There is a developing
relationship between liberalism and the African National Congress. The ANC,
established as an early 19th-century black elite response to their exclusion in
the post-South African War 1902-1910 political settlement, has roots as a
liberal construct. This historical context is crucial for understanding the
ideological evolution of the ANC.
The
former leaders of the ANC were described as having come from mission schools,
firmly committed to Christian ideals, dressed in Victorian fashion, embracing
mainly British cultural values, and placing a significant trust in what they
called a white sense of fairness play. Removed from traditional society, they
found work as teachers, church ministers, clerks, interpreters, and
journalists, aiming to show how easily Africans could adapt to white
civilisation. They envisioned a civilised, non-racial society where merit
was valued above colour. Theoretically, they were called the ‘new black elite’;
they embraced not only modern (read liberal) political ideas but also
contemporary (read Western) customs and practices. They followed a mainstream,
European-influenced Christianity and became South Africa’s first generation of
African (non-ethnic) nationalists.
To
the South African, who still lives under a political system of government with
one foot in the apartheid colonial world, the only possibilities for reaching
the full potential of the liberation promise in the Constitution, particularly
its economic emancipation and self-expression, are in the domain of a new
revolution being executed. There is a consensus that the political settlement
between 1990 and 1996, a crucial period in South African history marked by the
end of apartheid and the transition to democracy, resolved the politics as war
dimension of the South African conflict. The troubled peace, a function of a
profoundly tormented past, is increasingly accounted for by the unresolved
economics as a war dimension of the march towards a non-racial, non-sexist,
democratic, united, and prosperous nation.
Economics
as war concerns itself with the struggle for control over the means of
production, whether for the benefit of society as a whole or the personal gain
of individuals. These means of production are generally agreed to be land, labour,
capital, and entrepreneurship. How these resources interact in society, how
they are acquired or accumulated, and how they are regulated and adjudicated
form an economic system. The competitive nature of this struggle for control
introduces the concept of ‘economics as war’, and the associated politics as a
type of war that humanity has framed as the political economy.
Depending
on the rules of engagement, access to the coercive force of violence as a state
or otherwise monopoly, and the recordal of jurisprudence as the basis of
justice, including social and economic, the economy as a war dimension of human
conflict easily becomes a vicious and intergenerational tension. In South
Africa, where injustice as part of its past is recognised, the organisation and
arrangements that preceded the current ownership, control, or otherwise patterns
of the means of production are a significant component of the national
grievances.
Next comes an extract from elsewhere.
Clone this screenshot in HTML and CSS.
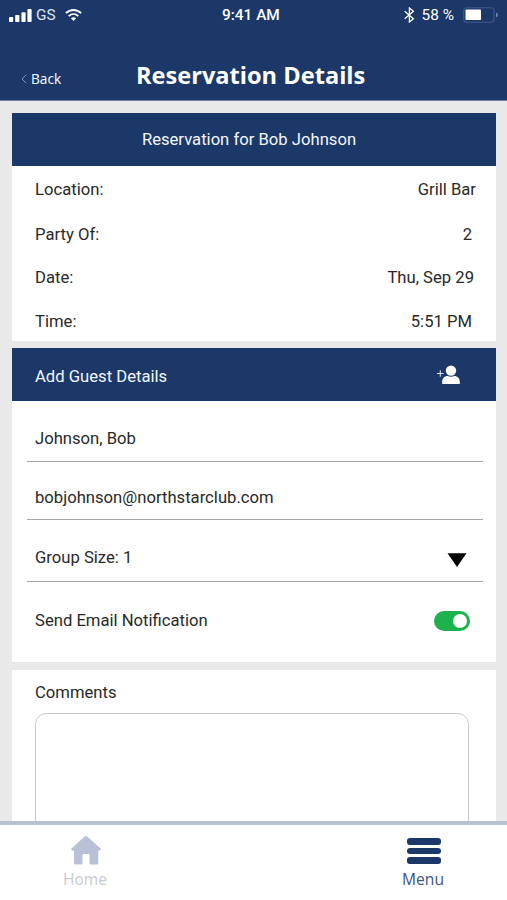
FILE: index.html
```html
<!DOCTYPE html>
<html lang="en">
<head>
<meta charset="utf-8">
<title>Reservation Details</title>
<link rel="stylesheet" href="styles.css">
</head>
<body>
<div class="app">
  <header class="header">
    <div class="status">
      <div class="status-left">
        <svg class="signal" width="24" height="15" viewBox="0 0 24 15" fill="#fff"><rect x="0" y="9" width="4.2" height="5" rx=".8"/><rect x="6.2" y="7" width="4.2" height="7" rx=".8"/><rect x="12.400" y="4.2" width="4.2" height="9.800" rx=".8"/><rect x="18.400" y="1" width="4.200" height="13" rx=".8"/></svg>
        <span class="carrier">GS</span>
        <svg class="wifi" width="17" height="14" viewBox="0 0 17 14" fill="none" stroke="#fff" stroke-width="1.9"><path d="M.9 5.2C5.2.9 11.8.9 16.1 5.2"/><path d="M3.7 8.1c2.8-2.7 6.8-2.7 9.6 0"/><path d="M5.9 10.2c1.5-1.3 3.7-1.3 5.2 0L8.500 13z" fill="#fff" stroke="none"/></svg>
      </div>
      <span class="clock">9:41 AM</span>
      <div class="status-right">
        <svg class="bluetooth" width="11" height="16" viewBox="0 0 11 16" fill="none" stroke="#fff" stroke-width="1.3"><path d="M.7 4.300l8.700 7.400-4 3.300V1l4 3.300-8.700 7.400"/></svg>
        <span class="percent">58 %</span>
        <svg class="battery" width="36" height="16" viewBox="0 0 36 16"><rect x=".7" y=".7" width="30.300" height="14.600" rx="3" fill="none" stroke="#415a86" stroke-width="1.1"/><rect x="2.500" y="2.500" width="15.500" height="10.500" rx=".8" fill="#fff"/><path d="M33 5.500q2 .8 2 2.500t-2 2.500z" fill="#7184a6"/></svg>
      </div>
    </div>
    <div class="nav">
      <a class="back"><svg width="6" height="10" viewBox="0 0 6 10" fill="none" stroke="#8798b5" stroke-width="1"><path d="M5.200.8L1 5l4.200 4.200"/></svg><span>Back</span></a>
      <h1 class="title">Reservation Details</h1>
    </div>
  </header>
  <main class="content">
    <section class="card summary">
      <h2 class="banner banner-center">Reservation for Bob Johnson</h2>
      <dl class="rows">
        <div class="row row-location"><dt>Location:</dt><dd>Grill Bar</dd></div>
        <div class="row row-party"><dt>Party Of:</dt><dd>2</dd></div>
        <div class="row row-date"><dt>Date:</dt><dd>Thu, Sep 29</dd></div>
        <div class="row row-time"><dt>Time:</dt><dd>5:51 PM</dd></div>
      </dl>
    </section>
    <section class="card guest">
      <h2 class="banner"><span class="guest-title">Add Guest Details</span>
        <svg class="add" width="24" height="20" viewBox="0 0 24 20"><path d="M0 8.500h6.600M3.300 5.200v6.600" stroke="#dbe3ef" stroke-width="1.100"/><circle cx="14" cy="5.600" r="5.200" fill="#fff"/><path d="M5.200 19v-2.500c0-3.300 2.600-5.400 5.500-5.400q3.300 1.400 6.600 0c2.900 0 5.500 2.100 5.500 5.400V19z" fill="#fff"/></svg>
      </h2>
      <div class="field field-name"><span class="name">Johnson, Bob</span></div>
      <div class="field field-email"><span class="email">bobjohnson@northstarclub.com</span></div>
      <div class="field field-size"><span class="size">Group Size: 1</span><svg class="caret" width="20" height="14" viewBox="0 0 20 14"><path d="M.500.300h19L10 14z"/></svg></div>
      <div class="notify"><span class="notify-label">Send Email Notification</span><span class="toggle"><span class="knob"></span></span></div>
    </section>
    <section class="card comments">
      <label class="comments-label">Comments</label>
      <div class="textbox"></div>
    </section>
  </main>
  <nav class="tabs">
    <a class="tab tab-home"><svg width="30" height="29" viewBox="0 0 30 29" fill="#b8c1d5"><path d="M13.700.5q1.300-1 2.600 0L29.300 12.200q1.300 1.700-.8 2.300H27.300V27q0 1.500-1.500 1.500h-6q-1.300 0-1.300-1.300V19q0-1-1-1h-5q-1 0-1 1v8.200q0 1.300-1.300 1.300H4.500Q3 28.500 3 27V14.500H1.500q-2.100-.6-.8-2.300z"/></svg><span>Home</span></a>
    <a class="tab tab-menu"><span class="burger"><i></i><i></i><i></i></span><span>Menu</span></a>
  </nav>
</div>
</body>
</html>
```
FILE: styles.css
```css
* { box-sizing: border-box; }
body { margin: 0; font-family: Roboto, sans-serif; font-size: 16.65px; line-height: 20px; color: #292929; }
h1, h2, dl, dd { margin: 0; }
svg { display: block; flex: none; }
.app { width: 507px; height: 900px; display: flex; flex-direction: column; overflow: hidden; background: #e9e9e9; }
.header { flex: none; height: 101px; background: #1c3869; border-bottom: 1px solid #7081a3; color: #fff; }
.status { height: 30px; display: grid; grid-template-columns: 213px auto 1fr; align-items: center; padding: 0 8px 0 9px; font-size: 15px; }
.status-left, .status-right { display: flex; align-items: center; }
.status-right { justify-content: flex-end; }
.carrier { margin-left: 3px; font-size: 15.4px; color: #dce3ee; }
.wifi { margin-left: 9px; }
.clock { font-weight: 500; font-size: 15.4px; }
.percent { margin: 0 9px 0 7px; font-size: 15.4px; }
.nav { height: 70px; display: grid; grid-template-columns: 136px 1fr; align-items: center; padding-top: 20px; }
.back { display: flex; align-items: center; gap: 4px; padding: 7px 0 0 21px; font-family: "Open Sans", sans-serif; font-size: 13.7px; }
.title { font-family: "Open Sans", sans-serif; font-weight: 700; font-size: 23.6px; line-height: 32px; white-space: nowrap; }
.content { flex: 1; min-height: 0; overflow: hidden; padding: 12px 11px 0 12px; display: flex; flex-direction: column; }
.card { flex: none; background: #fff; }
.summary { height: 228px; margin-bottom: 7px; }
.guest { height: 314px; margin-bottom: 8px; }
.banner { height: 53px; display: flex; align-items: center; justify-content: space-between; padding: 4px 35px 0 23px; background: #1c3869; color: #f3f6fb; font-size: 16.65px; font-weight: 400; }
.banner-center { justify-content: center; padding: 0 10px 0 0; }
.add { margin-top: -4px; }
.row { display: flex; align-items: center; justify-content: space-between; padding-left: 23px; height: 44px; }
.row-location { height: 47px; padding-right: 20px; }
.row-party { padding-right: 24px; height: 43px; }
.row-date { height: 43px; padding-right: 22px; }
.row-time { height: 45px; padding-right: 24px; }
.field { display: flex; align-items: center; justify-content: space-between; margin: 0 13px 0 15px; padding: 0 16px 0 8px; border-bottom: 1px solid #a5a5a5; }
.field-name { height: 61px; padding-top: 15px; }
.field-email { height: 58px; padding-top: 15px; }
.field-size { height: 62px; padding-top: 15px; }
.caret { margin-top: 3px; }
.notify { height: 76px; padding: 1px 26px 0 23px; display: flex; align-items: center; justify-content: space-between; }
.toggle { width: 36px; height: 20px; margin-top: 1px; padding: 3px; border-radius: 10px; background: #1db24b; display: flex; justify-content: flex-end; }
.knob { width: 14px; height: 14px; border-radius: 50%; background: #fff; }
.comments { height: 230px; padding: 13px 27px 0 23px; }
.comments-label { display: block; }
.textbox { height: 200px; margin-top: 10px; border: 1px solid #cbcbcb; border-radius: 11px; }
.tabs { flex: none; height: 79px; display: flex; justify-content: space-between; padding: 0 62px 0 63px; background: #fff; border-top: 4px solid #b8c0d2; }
.tab { display: flex; flex-direction: column; align-items: center; width: 44px; padding-top: 11px; font-family: "Open Sans", sans-serif; font-size: 15.6px; line-height: 20px; color: #c8cad0; }
.tab-home svg { margin-left: 2px; }
.tab-home span { margin-top: 4px; }
.tab-menu { color: #415582; padding-top: 13px; }
.burger { width: 34px; display: flex; flex-direction: column; gap: 3px; margin: 0 0 5px 1px; }
.burger i { height: 6.500px; border-radius: 3px; background: #1c3869; }
```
Land dispossession, which is in essence the dispossession of a core
component of the means of production and exclusion from the modes of production,
such as industrialisation, finance and debt, continues to characterise muted
political discontent in a society that claims political stability.
The
ideological battle has, on the one hand, always concerned how to establish a
society rooted in a philosophy that advocates individual rights, civil
liberties, democracy, and free enterprise. On the other hand, there is a drive
to create a society based on human dignity, social and economic justice, and fair
production and distribution to benefit all of society or humankind. While South
Africa as a state is a result or construct of land dispossession, the 1990-1996
political settlement introduced a legal framework to enable restitution that
upholds the fundamental human rights in the Bill of Rights. This has made RSA a
nation that values equality and individual freedom, advocates for private
property and personal rights, supports limited constitutional government, and
recognises the importance of related principles such as non-racialism,
non-sexism, the rule of law, and universal suffrage. All of these form the
foundation of a liberal and open society.
The
political and legal framework governing the democratic order is liberal. It is rhetoric
and terminology that are lagging. A context has developed that has hindered
policy implementation from fully embracing South Africa’s true ideological
nature as a liberal democratic state. This portrayal does not serve liberalism
per se but aims to offer a proper understanding of what South Africa as a state
faces. Throughout its significant policy documents—including its founding
Constitution, the 1923 African Bill of Rights, the 1943 African Claims, the
1949 Congress League Programme of Action, the 1955 Freedom Charter, the Ready
to Govern Documents, and the 50th Conference adopted 1996 Constitution of RSA—the
ANC remained committed to its liberal democratic path.
The
Government of National Unity, a coalition of two liberal democracy-oriented
political parties distinguished by their rhetoric emphasising their liberal
character, may initiate a transition towards consolidating liberalism. Outside
these two parties, there is no leftist party in Parliament. This explains why
the GNU is a space everyone wants to join, as ideologically they are all
competing to do more of the same, but better, than the rest, especially with
the below-threshold majority party. It will be interesting to see how the SACP,
a significant political force with a history of advocating for socialist
policies, performs within a liberal democratic constitutional order.